The Efraimidis-Spirakis Algorithm

Recently, I came across the Efraimidis-Spirakis Weighted Random Sampling paper, which provides the mathematical proof for the "one-pass sort" I had originally envisioned. The paper demonstrates that calculating a key k_i = u_i^1/w_i (where u is a random value and w is the weight) and sorting by that key produces a mathematically perfect weighted random sample.

This technique is a specialized form of Reservoir Sampling. It allows us to process the list in O(N log N) time with a much cleaner implementation:

public static List<T> WeightedRandomize<T>(IEnumerable<T> source)
	where T : Item
{
	return source
		.Select(item => new
		{
			Item = item,
			SortKey = Math.Pow(
				Random.Shared.NextDouble(),
				1.0 / item.Weight
			)
		})
		.OrderByDescending(x => x.SortKey)
		.Select(x => x.Item)
		.ToList();
}

Applications for Streaming Data

The Efraimidis-Spirakis algorithm offers an interesting property: it works on data streams without requiring the full list to be present at the start. Since each item's SortKey is calculated independently, we can assign keys as items arrive. Once the stream ends, a single pass through the data (or maintaining a min-heap for a "Top K" selection) yields the result.

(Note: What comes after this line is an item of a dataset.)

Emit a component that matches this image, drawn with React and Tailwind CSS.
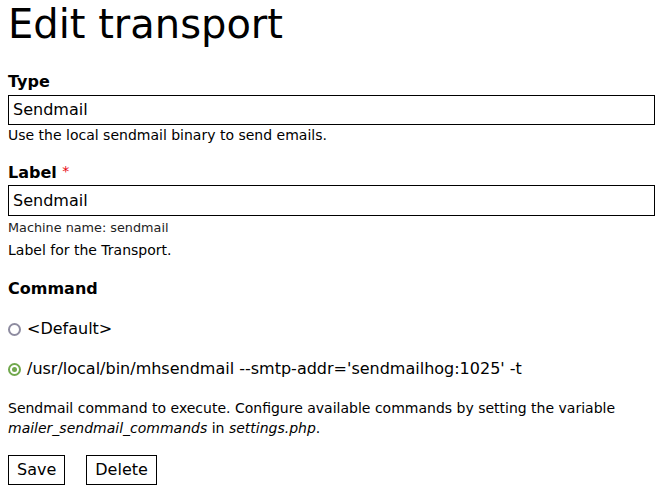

For the team back at Microsoft still managing these services, this is a small but elegant improvement. While N = 10 doesn't demand high-performance algorithms, replacing the O(N²) loop with a proper weighted sort aligns the implementation with the intended mathematical model. I suspect there might even be an old research ticket regarding this specific efficiency improvement sitting in the backlog, likely created by me before I moved on. It might be time to finally close it.